The bizarre, ludicrous illogic of this system turns notions of morality on their head. The logical conclusion from these beliefs would be that it is a morally praiseworthy act to kill children, thereby guaranteeing their salvation. The corollary is that life on Earth is a terrible misfortune and something to be avoided at all costs, veering extremely close to the ancient Gnostic belief systems condemned as heresy by the church. Why in the world would God even bother to create the Earth if “human birth is important chiefly as the qualification for human death”? Why not just create a race of beings that all die in the womb and have their salvation assured? Lewis mentions these glaring facts, but never addresses their implications for Christianity.

His earlier George W. Bush rant not withstanding; this is a solid question that deserves an answer so let me give the one I gave to my nephew who echoed the argument that an abortionist made concerning this about sending souls to heaven. Lets take them in order. First of all there is a reason why the commandments are in order. And commandment number one is:

You shall have no other Gods but me!

The act of taking what belongs to God or the attempt to make oneself God is a big sin, maybe even THE great sin, not only does the abortionist violate this sin but he brings millions to that same brink and establishes it. The number of abortions still is dwarfed by the number of births and the number of people actually alive. The establishment of it as a societal has the potential to damn far more people over the course of decades than the number of souls that avoid judgment. No person makes this argument for their own sake, they make it to shut other people up.

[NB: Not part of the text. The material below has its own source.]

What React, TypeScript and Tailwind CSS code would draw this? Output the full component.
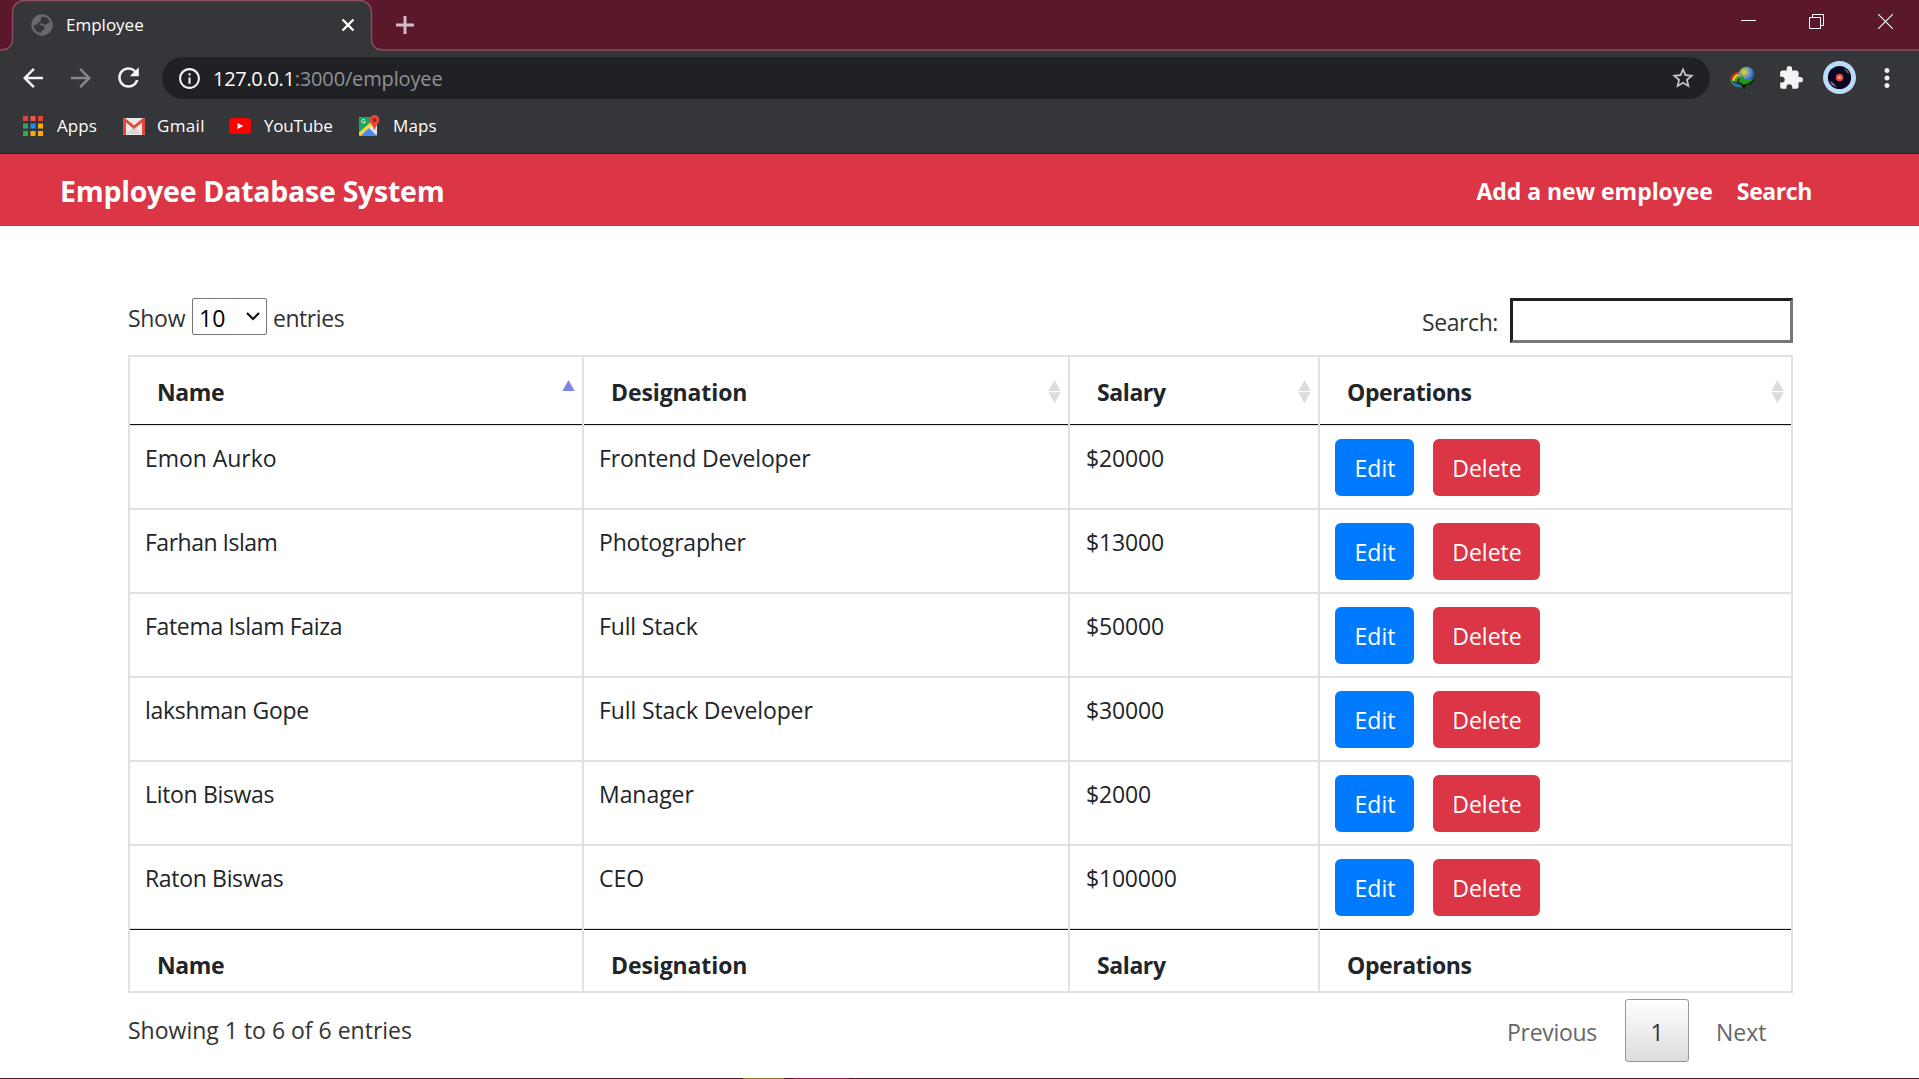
import type { ReactNode } from "react";
import {
  MdArrowBack,
  MdArrowForward,
  MdExtension,
  MdInfoOutline,
  MdMoreVert,
  MdRefresh,
  MdStarBorder,
} from "react-icons/md";

type Cell = { text: string; tracking: string };

const rows: { name: Cell; role: Cell; salary: Cell }[] = [
  {
    name: { text: "Emon Aurko", tracking: "tracking-[-0.05px]" },
    role: { text: "Frontend Developer", tracking: "tracking-[-0.17px]" },
    salary: { text: "$20000", tracking: "tracking-[-0.16px]" },
  },
  {
    name: { text: "Farhan Islam", tracking: "tracking-[-0.5px]" },
    role: { text: "Photographer", tracking: "tracking-[-0.19px]" },
    salary: { text: "$13000", tracking: "tracking-[-0.16px]" },
  },
  {
    name: { text: "Fatema Islam Faiza", tracking: "tracking-[-0.33px]" },
    role: { text: "Full Stack", tracking: "tracking-[-0.15px]" },
    salary: { text: "$50000", tracking: "tracking-[-0.16px]" },
  },
  {
    name: { text: "lakshman Gope", tracking: "tracking-[-0.27px]" },
    role: { text: "Full Stack Developer", tracking: "tracking-[-0.13px]" },
    salary: { text: "$30000", tracking: "tracking-[-0.16px]" },
  },
  {
    name: { text: "Liton Biswas", tracking: "tracking-[-0.33px]" },
    role: { text: "Manager", tracking: "tracking-[-0.05px]" },
    salary: { text: "$2000", tracking: "tracking-[-0.16px]" },
  },
  {
    name: { text: "Raton Biswas", tracking: "tracking-[-0.33px]" },
    role: { text: "CEO", tracking: "tracking-normal" },
    salary: { text: "$100000", tracking: "tracking-[-0.2px]" },
  },
];

const columns = [
  { label: "Name", tracking: "tracking-[-0.4px]", sorted: true },
  { label: "Designation", tracking: "tracking-[-0.1px]", sorted: false },
  { label: "Salary", tracking: "tracking-[-0.4px]", sorted: false },
  { label: "Operations", tracking: "tracking-[-0.4px]", sorted: false },
];

const GRID = "grid grid-cols-[454px_486px_250px_471px]";

function TabStrip() {
  return (
    <div className="relative flex h-[51px] items-start bg-[#5c182b]">
      <svg className="absolute left-0 top-0" width="1919" height="51" viewBox="0 0 1919 51">
        <path
          d="M0 51V50C8 50 12.500 46 12.500 38V14C12.500 5 17 .5 26 .5H358C367 .5 371.500 5 371.500 14V38C371.500 46 376 50 384 50H1919V51Z"
          fill="#35363a"
        />
        <path
          d="M0 50C8 50 12.500 46 12.500 38V14C12.500 5 17 .5 26 .5H358C367 .5 371.500 5 371.500 14V38C371.500 46 376 50 384 50H1919"
          fill="none"
          stroke="#8c4d5e"
          strokeWidth="1.500"
        />
      </svg>
      <div className="relative flex h-[50px] w-[372px] items-center pl-[31px] pr-[17px]">
        <svg width="22" height="22" viewBox="0 0 22 22">
          <circle cx="11" cy="11" r="10.700" fill="#66696d" />
          <path
            d="M10.500 3c2.500-.6 5 .2 7 2.200l1.600 3.300c-1.600-.4-2.400.6-3.800 1.800-1.200 1-2.600.2-3.600-.8-1.600-.6-2.800.4-3.200 1.800 2.600 0 4.800.4 5 2.400.2 1.800-1.400 2-2.400 2.800-.8 1-.6 2.200-1.800 2.300-3.400-.4-6.300-3.600-6.600-7.800 1.600 0 2.800-.2 4-1 .4-1.800 2.200-1.800 3-2.800.8-1.400-.6-2.600.8-4.200z"
            fill="#35363a"
          />
        </svg>
        <span className="ml-[13px] text-[17px] text-white">Employee</span>
        <svg className="ml-auto" width="14" height="14" viewBox="0 0 14 14">
          <path d="M1.500 1.500l11 11M12.500 1.500l-11 11" stroke="#fff" strokeWidth="2.300" />
        </svg>
      </div>
      <svg className="relative ml-[24px] mt-4" width="18" height="18" viewBox="0 0 18 18">
        <path d="M9 0v18M0 9h18" stroke="#cebfc5" strokeWidth="2.900" />
      </svg>
      <div className="relative ml-auto mr-[26px] mt-[14px] flex gap-[53px]">
        <svg width="15" height="15" viewBox="0 0 15 15">
          <path d="M0 6.500h15" stroke="#fff" />
        </svg>
        <svg width="16" height="15" viewBox="0 0 16 15">
          <path d="M.5 3.500h11v11H.5zM3.500 3.500V.5h11v11h-3" fill="none" stroke="#fff" />
        </svg>
        <svg width="15" height="15" viewBox="0 0 15 15">
          <path d="M0 0l15 15M15 0L0 15" stroke="#fff" strokeWidth="1.100" />
        </svg>
      </div>
    </div>
  );
}

function DownloaderIcon() {
  return (
    <svg width="26" height="24" viewBox="0 0 26 24">
      <defs>
        <radialGradient id="orb" cx="0.35" cy="0.35" r="0.75">
          <stop offset="0" stopColor="#d9d872" />
          <stop offset="0.300" stopColor="#9fae58" />
          <stop offset="0.550" stopColor="#4f8ce0" />
          <stop offset="1" stopColor="#173f94" />
        </radialGradient>
      </defs>
      <path d="M11 7C4 6.500 1.500 10.500 1.500 14" fill="none" stroke="#e02a1a" strokeWidth="2.200" />
      <path d="M11 9C6.500 8.500 3.500 11 3.500 15" fill="none" stroke="#f5d313" strokeWidth="2.200" />
      <path d="M10 11C7 11 5.500 13 6 16" fill="none" stroke="#35b52c" strokeWidth="1.800" />
      <path d="M1.500 14c.5 5 6 7 11 6" fill="none" stroke="#2c9a4c" strokeWidth="2" />
      <path d="M4 17c2 2.500 5 3 8 2" fill="none" stroke="#2c62d8" strokeWidth="2" />
      <circle cx="16.500" cy="8.500" r="7.800" fill="url(#orb)" />
      <path d="M7.500 16l5-5 1.500 3 9-1.500 2 1.500-5 4.500h-3L14 24l-3-5z" fill="#0a2608" />
      <path d="M8.500 15.500l3.500-6 2.500 3.500 9.500 0-6 4.500-4.500 1z" fill="#1f9a14" />
    </svg>
  );
}

function Toolbar() {
  return (
    <div className="flex h-[54px] items-center pb-px pl-[18px] pr-[17px] text-[#f1f3f4]">
      <MdArrowBack size={30} />
      <MdArrowForward size={30} className="ml-[18px] text-[#85878a]" />
      <MdRefresh size={31} className="ml-[17px]" />
      <div className="ml-[18px] mt-px flex h-[42px] w-[1548px] shrink-0 items-center rounded-full bg-[#202124] pl-[15px] pr-[14px] text-[20px]">
        <MdInfoOutline size={25} />
        <span className="ml-[11px] pt-px tracking-[-0.3px] text-white">127.0.0.1</span>
        <span className="pt-px tracking-[-0.15px] text-[#8f9296]">:3000/employee</span>
        <MdStarBorder size={26} className="ml-auto text-[#c4c5c7]" />
      </div>
      <div className="ml-5">
        <DownloaderIcon />
      </div>
      <MdExtension size={26} className="ml-[22px] shrink-0" />
      <svg className="ml-[19px] shrink-0" width="33" height="33" viewBox="0 0 33 33">
        <circle cx="16.500" cy="16.500" r="16.500" fill="#b9dcf8" />
        <circle cx="16.500" cy="16.500" r="11.600" fill="#0b0620" />
        <path d="M20 6.500l5 3.500 1.500 3-3-1.500z" fill="#5e5d66" />
        <path d="M6.500 20l3.500 1.500 4 5-5-2.500z" fill="#77767d" />
        <circle cx="16.500" cy="16.500" r="3.800" fill="#ee3d5e" />
        <circle cx="16.500" cy="16.500" r="1.600" fill="#ffc45c" />
      </svg>
      <MdMoreVert size={30} className="ml-4 shrink-0" />
    </div>
  );
}

function AppsIcon() {
  const dots = ["#ea4335", "#f0564a", "#ea4335", "#34a853", "#1a8cff", "#f9ab00", "#34a853", "#f9ab00", "#f9ab00"];
  return (
    <svg width="20" height="20" viewBox="0 0 20 20">
      {dots.map((fill, i) => (
        <rect key={i} x={(i % 3) * 7.5} y={Math.floor(i / 3) * 7.5} width="5" height="5" fill={fill} />
      ))}
    </svg>
  );
}

function GmailIcon() {
  return (
    <svg width="22" height="17" viewBox="0 0 22 17">
      <rect width="22" height="17" rx="1.500" fill="#ece9e9" />
      <path d="M3 16l8-7 8 7z" fill="#d9d5d5" />
      <path d="M0 1.500A1.500 1.500 0 011.500 0H2l9 7.500L20 0h.5A1.500 1.500 0 0122 1.500V15.500A1.500 1.500 0 0120.500 17H19V4.500L11 11 3 4.500V17H1.500A1.500 1.500 0 010 15.500z" fill="#dd4b3e" />
    </svg>
  );
}

function YouTubeIcon() {
  return (
    <svg width="22" height="16" viewBox="0 0 22 16">
      <rect width="22" height="16" rx="3.500" fill="#f00" />
      <path d="M8.500 5v6l6-3z" fill="#fff" />
    </svg>
  );
}

function MapsIcon() {
  return (
    <svg width="22" height="22" viewBox="0 0 22 22">
      <path d="M1 4a2 2 0 012-2h12l4 8v9a2 2 0 01-2 2H3a2 2 0 01-2-2z" fill="#e6e6e6" />
      <path d="M1 4a2 2 0 012-2h10l1 5L1 19z" fill="#1fa463" />
      <path d="M1 17.500L13 7l2 2.500L3 21a2 2 0 01-2-2z" fill="#fdd835" />
      <path d="M2.500 21l8.500-8 8 8z" fill="#4a89f3" />
      <path d="M7.200 5.200A1.900 1.900 0 107.400 6.700H5.800" fill="none" stroke="#d7f0e2" strokeWidth="1" />
      <path d="M16.500 0a5 5 0 015 5c0 3.500-4 5-4.300 9.500h-1.400C15.500 10 11.500 8.500 11.500 5a5 5 0 015-5z" fill="#e84435" />
      <circle cx="16.500" cy="5" r="1.800" fill="#8c231b" />
    </svg>
  );
}

function Bookmark({ icon, label, className }: { icon: ReactNode; label: string; className: string }) {
  return (
    <div className={`flex items-center ${className}`}>
      {icon}
      {label}
    </div>
  );
}

function SortIcon({ sorted }: { sorted: boolean }) {
  return (
    <svg className="mt-[23px]" width="13" height="24" viewBox="0 0 13 24">
      <path d="M6.500 0l6.200 11H.3z" fill={sorted ? "#8087e0" : "#dcdcdc"} />
      {!sorted && <path d="M.3 12.300h12.400L6.500 23.300z" fill="#dcdcdc" />}
    </svg>
  );
}

function BodyCell({ cell }: { cell: Cell }) {
  return (
    <div className={`border-r-2 border-[#dee2e6] pl-[15px] pt-[14px] ${cell.tracking}`}>{cell.text}</div>
  );
}

export default function App() {
  return (
    <div className="flex h-[1079px] w-[1919px] flex-col overflow-hidden whitespace-nowrap bg-white font-['Open_Sans','Noto_Sans',sans-serif] text-[23px] leading-[36px] text-[#212529]">
      <header className="h-[154px] shrink-0 border-b border-[#222326] bg-[#35363a]">
        <TabStrip />
        <Toolbar />
        <div className="flex h-[42px] items-center pl-[23px] text-[17px] text-white">
          <Bookmark icon={<AppsIcon />} label="Apps" className="w-[100px] gap-[14px] tracking-[0.1px]" />
          <Bookmark icon={<GmailIcon />} label="Gmail" className="w-[106px] gap-[12px] tracking-[0.35px]" />
          <Bookmark icon={<YouTubeIcon />} label="YouTube" className="w-[129px] gap-[13px] tracking-[-0.2px]" />
          <Bookmark icon={<MapsIcon />} label="Maps" className="gap-[13px] tracking-[0.1px]" />
        </div>
      </header>

      <nav className="flex h-[72px] shrink-0 items-center bg-[#dc3545] pl-[60px] pr-[107px] pt-[2px] font-bold text-white">
        <span className="text-[28.5px] tracking-[-0.25px]">Employee Database System</span>
        <span className="ml-auto tracking-[-0.06px]">Add a new employee</span>
        <span className="ml-[24px] tracking-[-0.4px]">Search</span>
      </nav>

      <main className="flex grow flex-col px-32 pr-[126px] pt-[72px] text-[#333]">
        <div className="flex h-[57px] items-start">
          <span className="mt-[2px] w-[57px] tracking-[-0.3px]">Show</span>
          <div className="ml-[7px] flex h-[37px] w-[75px] items-center justify-between rounded-[2px] border border-[#767676] pl-[6px] pr-[6px] text-black">
            <span className="pt-[2px]">10</span>
            <svg className="mb-[1px]" width="14" height="9" viewBox="0 0 14 9">
              <path d="M1 1l6 6 6-6" fill="none" stroke="#111" strokeWidth="2.200" />
            </svg>
          </div>
          <span className="ml-[6px] mt-[2px] tracking-[-0.45px]">entries</span>
          <span className="ml-auto mt-[6px] tracking-[-0.4px]">Search:</span>
          <div className="ml-[12px] h-[45px] w-[283px] border-[3px] border-b-[#767676] border-l-[#212121] border-r-[#767676] border-t-[#212121]" />
        </div>

        <div className="w-[1665px] border-2 border-[#dee2e6] text-[#212529]">
          <div className={`${GRID} h-[69px] font-bold`}>
            {columns.map((c, i) => (
              <div key={c.label} className={i < 3 ? "flex flex-col border-r-2 border-[#dee2e6]" : "flex flex-col"}>
                <div className={`flex h-[68px] justify-between border-b border-[#111] pl-[27px] pr-[7px] ${c.tracking}`}>
                  <span className="pt-[17px]">{c.label}</span>
                  <SortIcon sorted={c.sorted} />
                </div>
                <div className="h-px bg-[#dee2e6]" />
              </div>
            ))}
          </div>
          {rows.map((r, i) => (
            <div
              key={r.name.text}
              className={i < 5 ? `${GRID} h-[84px] border-b-2 border-[#dee2e6]` : `${GRID} h-[83px] border-b border-[#dee2e6]`}
            >
              <BodyCell cell={r.name} />
              <BodyCell cell={r.role} />
              <div className={`border-r-2 border-[#dee2e6] pl-4 pt-[14px] ${r.salary.tracking}`}>{r.salary.text}</div>
              <div className="flex gap-[19px] pl-[15px] pt-[13px] text-white">
                <button className="h-[57px] w-[79px] rounded-[6px] bg-[#007bff] pl-px">Edit</button>
                <button className="h-[57px] w-[107px] rounded-[6px] bg-[#dc3545] pl-px">Delete</button>
              </div>
            </div>
          ))}
          <div className={`${GRID} h-[62px] font-bold`}>
            {columns.map((c, i) => (
              <div key={c.label} className={i < 3 ? "border-r-2 border-[#dee2e6]" : ""}>
                <div className={`border-t border-[#111] pl-[27px] pt-[17px] ${c.tracking}`}>{c.label}</div>
              </div>
            ))}
          </div>
        </div>

        <div className="mt-[6px] flex h-[63px] items-center">
          <span className="pb-px">Showing 1 to 6 of 6 entries</span>
          <span className="ml-auto pt-[3px] tracking-[-0.3px] text-[#666]">Previous</span>
          <div className="ml-[28px] flex h-[63px] w-16 items-center justify-center rounded-[3px] border border-[#979797] bg-linear-to-b from-white to-[#dcdcdc] pt-[2px]">
            1
          </div>
          <span className="ml-[27px] mr-[27px] w-[50px] pt-[3px] text-[#666]">Next</span>
        </div>
      </main>

      <footer className="flex h-px shrink-0 bg-[#57142b]">
        <div className="ml-[743px] w-[41px] bg-[#9b6a20]" />
        <div className="ml-[10px] w-[55px] bg-[#a3194c]" />
      </footer>
    </div>
  );
}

The second point in his argument is the “spontaneous abortion” argument. Scientifically there is no question when a human life begins. At conception you have a human. Thus as a society “human” rights need to proceed from that point. Some might want to play “gotcha” games on the moment the soul exists, but that leads to the danger of giving an out to play with human life.

We are actually warned in scripture that this is the case, remember the ending of the parable:

When it was evening the owner of the vineyard said to his foreman, ‘Summon the laborers and give them their pay, beginning with the last and ending with the first.’ When those who had started about five o’clock came, each received the usual daily wage. So when the first came, they thought that they would receive more, but each of them also got the usual wage. And on receiving it they grumbled against the landowner, saying, ‘These last ones worked only one hour, and you have made them equal to us, who bore the day’s burden and the heat.’ He said to one of them in reply, ‘My friend, I am not cheating you. Did you not agree with me for the usual daily wage? Take what is yours and go. What if I wish to give this last one the same as you? (Or) am I not free to do as I wish with my own money? Are you envious because I am generous?Matt 20:8-15

Again we have the protest of God methods the foolishness of the Cross as Paul says:

For Christ did not send me to baptize but to preach the gospel, and not with the wisdom of human eloquence, so that the cross of Christ might not be emptied of its meaning. The message of the cross is foolishness to those who are perishing, but to us who are being saved it is the power of God. 1 Cor 17:18

Mr. Ebon also forgets the gift of free will. I ask him if he would prefer a life where he is fed, clothed and taken care of but doesn’t have free will? That is the gift that that a full life gives us, we are given the chance to make our own choices, for good or ill. One can’t create saints without the potential to create sinners. Would Ebon consider himself lucky if his free will was removed? Would you?

The killing children argument I’ve already covered above, but I would also mention that the primary duty of the individual is to send oneself to heaven. Remember this passage:

“Whoever loves father or mother more than me is not worthy of me, and whoever loves son or daughter more than me is not worthy of me; and whoever does not take up his cross and follow after me is not worthy of me.” Matthew 10:37

This should cover the argument. Like most liberals we see the cry against an unfair world. One would be more wise to spend one’s time living in it instead.